Stage 4: Commencement of Business
This stage marks the point where the company is legally permitted to begin its business operations and exercise its borrowing powers. While private companies generally receive a certificate of commencement of business automatically with the Certificate of Incorporation (or can commence business immediately upon incorporation depending on jurisdiction), public companies often need to obtain a separate Certificate of Commencement of Business after fulfilling certain conditions.Conditions for Obtaining Certificate of Commencement of Business (where applicable): In jurisdictions where this separate certificate is required for public companies, the conditions typically include:
- Minimum Subscription Fulfilled: The company must have received the minimum subscription as stated in its prospectus or statement in lieu of prospectus.
- Directors’ Share Qualification: Every director must have paid to the company the amount due on shares taken or agreed to be taken by them for which they are liable to pay in cash. This ensures directors have a vested interest in the company.
- Declaration of Compliance: A statutory declaration must be filed with the Registrar of Companies by a director or secretary of the company, affirming that all the aforementioned conditions have been complied with.
- Registered Office Verification: In some jurisdictions, the company must also file a verification of its registered office address with the RoC.
Consequences of Non-Compliance: A public company (or any company where this stage is mandatory) cannot commence any business or exercise any borrowing powers until it obtains the Certificate of Commencement of Business. Engaging in business activities without this certificate can lead to:
- Penalties: The company and every officer in default may be liable to significant fines.
- Invalid Contracts: Contracts entered into before obtaining the certificate might be deemed invalid or unenforceable.
- Winding-Up: In some extreme cases of prolonged non-compliance, the company may even face the risk of being wound up by the authorities.
The increasing digitalization of company registration processes in many countries (e.g., India’s MCA21, UK’s Companies House) has streamlined these stages, making the filing and approval processes faster and more efficient. However, the fundamental legal principles and requirements underlying each stage remain robust, emphasizing the need for meticulous preparation and adherence to statutory provisions. Professional assistance from company secretaries, chartered accountants, and legal professionals is invaluable throughout these stages to ensure full compliance and a smooth formation process.

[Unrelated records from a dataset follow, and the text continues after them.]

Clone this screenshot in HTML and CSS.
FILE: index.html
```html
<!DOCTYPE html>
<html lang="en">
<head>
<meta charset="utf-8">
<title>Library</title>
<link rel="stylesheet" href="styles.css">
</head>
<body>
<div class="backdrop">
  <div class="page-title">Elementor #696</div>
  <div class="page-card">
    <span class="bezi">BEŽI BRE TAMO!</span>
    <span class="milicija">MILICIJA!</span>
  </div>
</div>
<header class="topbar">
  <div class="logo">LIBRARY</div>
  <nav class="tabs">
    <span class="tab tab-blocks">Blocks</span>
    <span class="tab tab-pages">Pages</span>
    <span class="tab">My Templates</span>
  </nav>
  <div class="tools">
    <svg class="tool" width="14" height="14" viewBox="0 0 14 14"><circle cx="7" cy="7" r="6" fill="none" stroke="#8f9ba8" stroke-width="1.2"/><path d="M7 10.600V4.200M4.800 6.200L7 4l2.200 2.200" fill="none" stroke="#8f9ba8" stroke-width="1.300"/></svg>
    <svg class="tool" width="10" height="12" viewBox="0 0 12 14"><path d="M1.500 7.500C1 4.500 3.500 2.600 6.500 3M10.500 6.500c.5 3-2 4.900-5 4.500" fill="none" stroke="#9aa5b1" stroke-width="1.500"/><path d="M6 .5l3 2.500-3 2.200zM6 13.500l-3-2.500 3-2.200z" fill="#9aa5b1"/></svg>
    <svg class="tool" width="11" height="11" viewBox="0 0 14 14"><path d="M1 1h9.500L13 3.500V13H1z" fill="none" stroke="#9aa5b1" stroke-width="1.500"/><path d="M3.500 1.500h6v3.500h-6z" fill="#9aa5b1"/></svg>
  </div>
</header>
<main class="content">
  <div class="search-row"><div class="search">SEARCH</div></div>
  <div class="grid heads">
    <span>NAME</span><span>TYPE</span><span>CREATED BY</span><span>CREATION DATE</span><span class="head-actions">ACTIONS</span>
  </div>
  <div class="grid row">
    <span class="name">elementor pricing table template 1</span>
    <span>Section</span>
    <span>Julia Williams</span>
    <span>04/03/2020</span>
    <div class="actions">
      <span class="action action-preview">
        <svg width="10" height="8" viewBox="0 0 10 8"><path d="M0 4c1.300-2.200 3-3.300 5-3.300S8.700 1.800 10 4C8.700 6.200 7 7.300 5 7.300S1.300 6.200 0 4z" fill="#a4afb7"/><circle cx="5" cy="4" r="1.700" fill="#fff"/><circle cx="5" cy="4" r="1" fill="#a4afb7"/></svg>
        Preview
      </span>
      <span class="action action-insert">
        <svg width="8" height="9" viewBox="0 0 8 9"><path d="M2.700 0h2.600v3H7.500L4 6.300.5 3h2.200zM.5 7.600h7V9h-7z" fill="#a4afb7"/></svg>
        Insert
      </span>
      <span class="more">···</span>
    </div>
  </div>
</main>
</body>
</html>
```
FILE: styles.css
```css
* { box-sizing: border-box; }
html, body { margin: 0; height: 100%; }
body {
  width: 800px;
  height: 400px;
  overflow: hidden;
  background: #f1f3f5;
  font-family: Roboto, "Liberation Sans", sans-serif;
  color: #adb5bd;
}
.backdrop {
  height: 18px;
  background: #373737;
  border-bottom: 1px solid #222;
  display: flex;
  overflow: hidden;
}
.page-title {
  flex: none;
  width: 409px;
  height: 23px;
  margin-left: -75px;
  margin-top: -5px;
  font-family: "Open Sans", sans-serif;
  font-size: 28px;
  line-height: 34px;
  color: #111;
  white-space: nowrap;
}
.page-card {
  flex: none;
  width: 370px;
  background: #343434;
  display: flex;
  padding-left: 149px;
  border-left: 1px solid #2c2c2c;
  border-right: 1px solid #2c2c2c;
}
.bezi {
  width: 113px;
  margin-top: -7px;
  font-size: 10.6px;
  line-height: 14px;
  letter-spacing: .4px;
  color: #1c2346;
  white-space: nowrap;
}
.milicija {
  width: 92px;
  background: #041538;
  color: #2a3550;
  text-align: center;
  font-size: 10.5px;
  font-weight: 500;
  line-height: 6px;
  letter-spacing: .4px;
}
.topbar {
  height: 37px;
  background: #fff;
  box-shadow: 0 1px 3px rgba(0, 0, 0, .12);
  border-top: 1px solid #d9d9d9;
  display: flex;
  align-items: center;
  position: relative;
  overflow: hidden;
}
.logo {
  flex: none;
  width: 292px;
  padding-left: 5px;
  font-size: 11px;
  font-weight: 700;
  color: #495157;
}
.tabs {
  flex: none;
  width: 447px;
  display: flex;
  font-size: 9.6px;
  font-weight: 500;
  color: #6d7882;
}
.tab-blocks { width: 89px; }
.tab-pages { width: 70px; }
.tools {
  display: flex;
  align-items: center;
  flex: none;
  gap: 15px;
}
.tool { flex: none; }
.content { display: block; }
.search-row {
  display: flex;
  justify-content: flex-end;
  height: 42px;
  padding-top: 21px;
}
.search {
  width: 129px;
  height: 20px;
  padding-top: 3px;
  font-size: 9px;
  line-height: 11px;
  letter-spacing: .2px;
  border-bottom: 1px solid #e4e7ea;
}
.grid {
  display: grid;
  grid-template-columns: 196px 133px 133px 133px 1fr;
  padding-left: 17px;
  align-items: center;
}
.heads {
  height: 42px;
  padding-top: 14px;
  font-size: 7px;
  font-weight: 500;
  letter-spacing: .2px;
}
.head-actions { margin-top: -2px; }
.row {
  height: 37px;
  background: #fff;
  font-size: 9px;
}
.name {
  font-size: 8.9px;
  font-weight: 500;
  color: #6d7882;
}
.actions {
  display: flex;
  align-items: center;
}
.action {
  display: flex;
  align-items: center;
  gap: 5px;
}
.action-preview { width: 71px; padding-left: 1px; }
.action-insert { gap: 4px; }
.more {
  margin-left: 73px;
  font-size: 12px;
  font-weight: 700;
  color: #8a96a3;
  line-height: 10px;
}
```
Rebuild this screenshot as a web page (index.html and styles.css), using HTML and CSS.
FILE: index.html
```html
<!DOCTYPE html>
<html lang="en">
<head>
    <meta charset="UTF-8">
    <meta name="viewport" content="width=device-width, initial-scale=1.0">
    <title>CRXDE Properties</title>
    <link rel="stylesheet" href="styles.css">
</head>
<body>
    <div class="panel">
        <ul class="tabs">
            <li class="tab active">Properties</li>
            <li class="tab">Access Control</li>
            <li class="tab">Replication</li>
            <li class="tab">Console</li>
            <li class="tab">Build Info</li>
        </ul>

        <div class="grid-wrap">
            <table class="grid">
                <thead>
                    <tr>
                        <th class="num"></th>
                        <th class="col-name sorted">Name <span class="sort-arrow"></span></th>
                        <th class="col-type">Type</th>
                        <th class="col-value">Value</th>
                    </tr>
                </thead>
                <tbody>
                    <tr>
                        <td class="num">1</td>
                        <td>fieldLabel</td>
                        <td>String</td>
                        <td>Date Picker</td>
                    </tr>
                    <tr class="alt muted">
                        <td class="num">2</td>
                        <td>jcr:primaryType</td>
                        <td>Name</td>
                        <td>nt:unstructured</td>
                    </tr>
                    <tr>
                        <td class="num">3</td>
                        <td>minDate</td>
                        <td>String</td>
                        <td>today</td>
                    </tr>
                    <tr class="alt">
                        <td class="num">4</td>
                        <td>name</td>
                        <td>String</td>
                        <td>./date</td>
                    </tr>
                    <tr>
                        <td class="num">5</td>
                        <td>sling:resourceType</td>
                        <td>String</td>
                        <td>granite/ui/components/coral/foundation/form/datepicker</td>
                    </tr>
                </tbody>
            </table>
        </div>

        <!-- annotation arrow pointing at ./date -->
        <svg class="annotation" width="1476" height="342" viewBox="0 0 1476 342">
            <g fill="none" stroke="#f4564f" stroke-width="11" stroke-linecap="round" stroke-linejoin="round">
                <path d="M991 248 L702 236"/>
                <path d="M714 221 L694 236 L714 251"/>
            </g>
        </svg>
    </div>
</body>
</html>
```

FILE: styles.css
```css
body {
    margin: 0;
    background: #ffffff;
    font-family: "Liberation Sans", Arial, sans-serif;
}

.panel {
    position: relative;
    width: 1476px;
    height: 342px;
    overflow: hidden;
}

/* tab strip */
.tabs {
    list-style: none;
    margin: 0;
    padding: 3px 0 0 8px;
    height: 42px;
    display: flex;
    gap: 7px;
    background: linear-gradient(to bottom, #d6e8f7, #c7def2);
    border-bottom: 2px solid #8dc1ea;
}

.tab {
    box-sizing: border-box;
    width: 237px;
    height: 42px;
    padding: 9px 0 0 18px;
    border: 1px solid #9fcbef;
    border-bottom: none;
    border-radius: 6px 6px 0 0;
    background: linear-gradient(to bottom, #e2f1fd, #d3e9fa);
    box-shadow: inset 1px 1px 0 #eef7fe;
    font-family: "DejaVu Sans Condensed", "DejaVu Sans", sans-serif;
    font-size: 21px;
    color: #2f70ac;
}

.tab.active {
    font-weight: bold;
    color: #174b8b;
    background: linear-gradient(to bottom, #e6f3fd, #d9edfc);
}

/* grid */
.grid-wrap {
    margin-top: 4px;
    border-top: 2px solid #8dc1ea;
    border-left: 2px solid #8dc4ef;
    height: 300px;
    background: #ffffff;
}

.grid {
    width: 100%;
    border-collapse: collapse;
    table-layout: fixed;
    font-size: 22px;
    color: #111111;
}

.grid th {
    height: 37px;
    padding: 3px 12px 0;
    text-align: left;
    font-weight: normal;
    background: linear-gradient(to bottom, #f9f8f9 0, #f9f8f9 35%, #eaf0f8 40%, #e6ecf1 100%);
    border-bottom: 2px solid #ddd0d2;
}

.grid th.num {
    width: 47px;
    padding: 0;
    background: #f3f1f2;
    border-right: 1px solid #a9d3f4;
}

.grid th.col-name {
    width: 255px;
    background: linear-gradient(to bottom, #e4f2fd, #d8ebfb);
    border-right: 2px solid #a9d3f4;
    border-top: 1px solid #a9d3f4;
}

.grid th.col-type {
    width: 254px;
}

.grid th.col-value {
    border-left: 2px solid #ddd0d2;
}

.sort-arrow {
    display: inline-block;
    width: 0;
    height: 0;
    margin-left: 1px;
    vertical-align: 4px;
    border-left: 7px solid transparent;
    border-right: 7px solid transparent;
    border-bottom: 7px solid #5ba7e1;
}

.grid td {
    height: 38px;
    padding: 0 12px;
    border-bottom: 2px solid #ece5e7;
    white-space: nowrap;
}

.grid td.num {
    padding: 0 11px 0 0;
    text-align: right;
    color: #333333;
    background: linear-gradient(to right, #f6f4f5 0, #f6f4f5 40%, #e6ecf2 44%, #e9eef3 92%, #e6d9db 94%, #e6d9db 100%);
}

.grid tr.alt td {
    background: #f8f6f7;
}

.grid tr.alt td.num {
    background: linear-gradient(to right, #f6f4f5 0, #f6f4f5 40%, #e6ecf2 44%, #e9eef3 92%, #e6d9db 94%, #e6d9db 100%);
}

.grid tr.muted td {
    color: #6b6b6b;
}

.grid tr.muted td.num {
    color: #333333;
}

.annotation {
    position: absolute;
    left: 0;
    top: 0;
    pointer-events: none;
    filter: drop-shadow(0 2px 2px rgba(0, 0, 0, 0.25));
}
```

The process of company formation, therefore, is far more than a mere administrative formality; it is a critical journey that defines the legal character, operational scope, and governance framework of the corporate entity. Beginning with the entrepreneurial vision and rigorous groundwork during promotion, it proceeds to the legal crystallization of the entity through incorporation, granting it separate legal identity and perpetual succession. Subsequently, for public companies, the structured process of capital subscription ensures that sufficient financial resources are garnered from investors under a transparent framework, laying the financial bedrock for operations.
Finally, the stage of commencement of business signifies the legal green light for the company to fully engage in commercial activities, having satisfied all pre-requisite conditions. This multi-faceted approach, meticulously laid out in corporate law, safeguards the interests of all stakeholders, instills confidence in the corporate structure, and provides a stable, compliant foundation upon which businesses can grow, innovate, and contribute to the economy while adhering to principles of good governance and accountability. The meticulous execution of each stage is paramount for building a legally sound and operationally effective corporate venture.